Communication is an integral part of nursing practice – with patients and their relatives, other nurses and members of the health care team, and ancillary staff. Through interaction with the ‘other’, language and silence creates and recreates social realities. Acceptance, rejection or modification of social realities depends on what is expressed and by whom. Narratives that are offered can tell of some experiences and not others (Clair, 1998; Moaşa, 2013). Some nurses choose to be silent while others are silenced.
In nursing situations recognising and allowing silence to speak is a challenging but uniquely personal experience that embraces reflection in and on experiences, practice and self as a person and a professional. Silence is all at once comfortable and uncomfortable, enabling and constraining, revealing and concealing, questioning and answering in a never ending spiral of retaining and discarding, personally and professionally.

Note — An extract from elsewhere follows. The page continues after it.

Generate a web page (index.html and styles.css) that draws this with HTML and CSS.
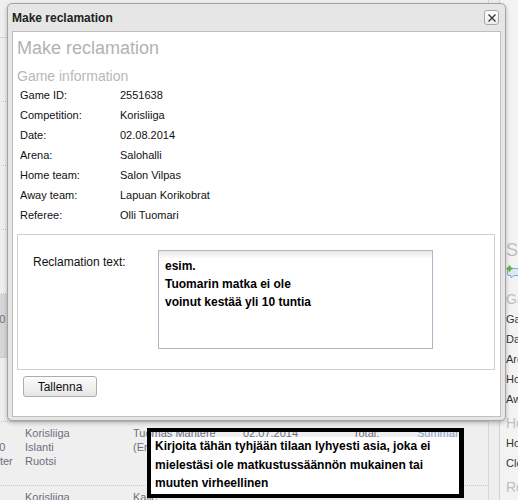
FILE: index.html
```html
<!DOCTYPE html>
<html lang="en">
<head>
    <meta charset="UTF-8">
    <title>Make reclamation</title>
    <link rel="stylesheet" href="styles.css">
</head>
<body>
    <div class="page">
        <div class="main">
            <div class="toolbar"></div>
            <div class="row"></div>
            <div class="row"></div>
            <div class="row"></div>
            <div class="row"></div>
            <div class="row selected">
                <div class="cell"><span>&nbsp;</span><span>2010</span></div>
            </div>
            <div class="row"></div>
            <div class="row">
                <div class="cell"><span>&nbsp;</span><span>2010</span><span>Winter</span></div>
                <div class="cell"><span>Korisliiga</span><span>Islanti</span><span>Ruotsi</span></div>
                <div class="cell"><span>Tuomas Mantere</span><span>(Eroon)</span></div>
                <div class="cell"><span>02.07.2014</span></div>
                <div class="cell"><span>Total:</span></div>
                <div class="cell link"><span>Summary</span></div>
            </div>
            <div class="row">
                <div class="cell"><span>&nbsp;</span></div>
                <div class="cell"><span>Korisliiga</span></div>
                <div class="cell"><span>Kalle</span></div>
            </div>
        </div>

        <div class="side">
            <div class="side-title">Summary</div>
            <div class="side-icon">
                <svg width="18" height="13" viewBox="0 0 18 13">
                    <path d="M3 3.5 h13 a1.5 1.5 0 0 1 1.5 1.5 v4 a1.5 1.5 0 0 1 -1.5 1.5 h-8 l-3 2.5 v-2.5 h-2 a1.5 1.5 0 0 1 -1.5 -1.5 v-4 a1.5 1.5 0 0 1 1.5 -1.5z" fill="#dce8f4" stroke="#8fa8c4"/>
                    <path d="M3.5 0.5 v6 M0.5 3.5 h6" stroke="#5cab3a" stroke-width="2"/>
                </svg>
            </div>
            <div class="side-sub">Game information</div>
            <div class="side-item">Game ID</div>
            <div class="side-item">Date</div>
            <div class="side-item">Arena</div>
            <div class="side-item">Home team</div>
            <div class="side-item">Away team</div>
            <div class="side-sub">Hotel</div>
            <div class="side-item">Hotel name</div>
            <div class="side-item">Closed</div>
            <div class="side-sub">Reclamations</div>
        </div>
    </div>

    <div class="dialog">
        <div class="dialog-title">
            <span>Make reclamation</span>
            <button class="close" title="Close">
                <svg width="12" height="12" viewBox="0 0 12 12">
                    <path d="M2.5 2.5 L9.5 9.5 M9.5 2.5 L2.5 9.5" stroke="#333" stroke-width="1.3"/>
                </svg>
            </button>
        </div>
        <div class="dialog-body">
            <h2>Make reclamation</h2>
            <h3>Game information</h3>
            <table class="info">
                <tr><td>Game ID:</td><td>2551638</td></tr>
                <tr><td>Competition:</td><td>Korisliiga</td></tr>
                <tr><td>Date:</td><td>02.08.2014</td></tr>
                <tr><td>Arena:</td><td>Salohalli</td></tr>
                <tr><td>Home team:</td><td>Salon Vilpas</td></tr>
                <tr><td>Away team:</td><td>Lapuan Korikobrat</td></tr>
                <tr><td>Referee:</td><td>Olli Tuomari</td></tr>
            </table>
            <div class="fieldset">
                <label class="field-label">Reclamation text:</label>
                <div class="textarea">esim.<br>Tuomarin matka ei ole<br>voinut kestää yli 10 tuntia</div>
            </div>
            <button class="save">Tallenna</button>
        </div>
    </div>

    <div class="callout">
        <div class="callout-text">Kirjoita tähän tyhjään tilaan lyhyesti asia, joka ei mielestäsi ole matkustussäännön mukainen tai muuten virheellinen</div>
    </div>
</body>
</html>
```

FILE: styles.css
```css
body {
    margin: 0;
    font-family: 'Liberation Sans', Arial, sans-serif;
    font-size: 11px;
    background-color: #eeeeee;
    overflow: hidden;
}

/* background page */

.page {
    display: flex;
    height: 500px;
    overflow: hidden;
}

.main {
    flex: 0 0 507px;
    margin-left: -19px;
    border-right: 1px solid #d6d6d6;
    background-color: #efefef;
    overflow: hidden;
}

.toolbar {
    height: 37px;
    border-bottom: 1px solid #d4d4d4;
}

.row {
    display: grid;
    grid-template-columns: 44px 108px 110px 110px 64px 1fr;
    padding: 4px 0 3px;
    height: 56px;
    border-bottom: 1px dotted #c8c8c8;
    color: #6e6e82;
}

.row.selected {
    background-color: #d6d6d6;
}

.cell {
    display: flex;
    flex-direction: column;
    line-height: 14px;
    white-space: nowrap;
    overflow: hidden;
}

.cell.link {
    color: #8aa6c6;
}

.side {
    flex: 1;
    margin-left: 10px;
    border-left: 1px solid #d2d2d2;
    padding: 239px 0 0 6px;
    background-color: #f3f3f3;
    white-space: nowrap;
    overflow: hidden;
}

.side-title {
    font-size: 18px;
    line-height: 22px;
    color: #bdbdbd;
}

.side-icon {
    height: 20px;
    padding-top: 4px;
}

.side-sub {
    font-size: 14px;
    line-height: 20px;
    color: #c0c0c0;
    margin-top: 4px;
}

.side-item {
    line-height: 20px;
    color: #333;
}

/* dialog */

.dialog {
    position: absolute;
    left: 7px;
    top: 3px;
    width: 489px;
    height: 413px;
    padding: 0 4px 3px;
    background-color: #e6e6e6;
    border: 1px solid #a4a4a4;
    border-radius: 5px;
    box-shadow: 0 2px 4px rgba(0,0,0,0.25);
}

.dialog-title {
    height: 27px;
    display: flex;
    justify-content: space-between;
    align-items: center;
    font-weight: bold;
    font-size: 12px;
    color: #222;
}

.close {
    width: 15px;
    height: 15px;
    padding: 0;
    margin-right: 2px;
    display: flex;
    align-items: center;
    justify-content: center;
    border: 1px solid #a8a8a8;
    border-radius: 3px;
    background: linear-gradient(#ffffff, #ececec);
}

.dialog-body {
    box-sizing: border-box;
    height: 386px;
    background-color: #fff;
    border: 1px solid #c6bcbc;
    padding: 5px 5px 0 4px;
}

.dialog-body h2 {
    margin: 0;
    font-size: 18px;
    line-height: 22px;
    font-weight: normal;
    color: #b2b2b2;
}

.dialog-body h3 {
    margin: 8px 0 0;
    font-size: 14px;
    line-height: 18px;
    font-weight: normal;
    color: #b8b8b8;
}

.info {
    border-collapse: collapse;
    color: #111;
}

.info td {
    height: 20px;
    padding: 0 0 0 3px;
}

.info td:first-child {
    width: 97px;
}

.fieldset {
    margin-top: 9px;
    display: flex;
    border: 1px solid #cfcfd6;
    padding: 15px 0 20px 15px;
}

.field-label {
    width: 125px;
    margin-top: 4px;
    font-size: 12px;
    line-height: 16px;
    color: #111;
}

.textarea {
    width: 267px;
    height: 91px;
    padding: 6px 0 0 6px;
    border: 1px solid #b4b4c8;
    background: linear-gradient(#e6e6e6, #ffffff 8px);
    font-weight: bold;
    font-size: 12px;
    line-height: 18px;
    color: #000;
}

.save {
    margin: 6px 0 0 6px;
    width: 74px;
    height: 21px;
    padding: 0;
    border: 1px solid #acacac;
    border-radius: 3px;
    background: linear-gradient(#fbfbfb, #e6e6e6);
    font-family: 'Liberation Sans', Arial, sans-serif;
    font-size: 12px;
    color: #111;
}

/* help note */

.callout {
    position: absolute;
    left: 147px;
    top: 428px;
    width: 308px;
    height: 62px;
    border: 4px solid #000;
    border-right-width: 5px;
}

.callout-text {
    margin-top: 5px;
    height: 57px;
    padding-left: 4px;
    background-color: #fff;
    font-weight: bold;
    font-size: 12px;
    line-height: 18.5px;
    color: #000;
}
```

Literal, epistemological and ontological silences (van Manen, 1990) echo throughout the profession.
This presentation draws on a microcosm of New Graduate Nurses’ lived experiences and expressions of silence that reflect individuals’ discomfort and private efforts to ascribe meaning to experiences that reach beyond the present to inform their future practice. If enabled and truly heard, silence can speak more loudly than the hubbub of daily practice, allowing us to collectively question and challenge inherent assumptions and biases as professionals, and as a profession. Returning to silence is to return to a constant process of professional transformation that can enable ways of knowing and being that can reform our profession from within and enable us to cast off shackles that bind us to a shameful cultural underbelly.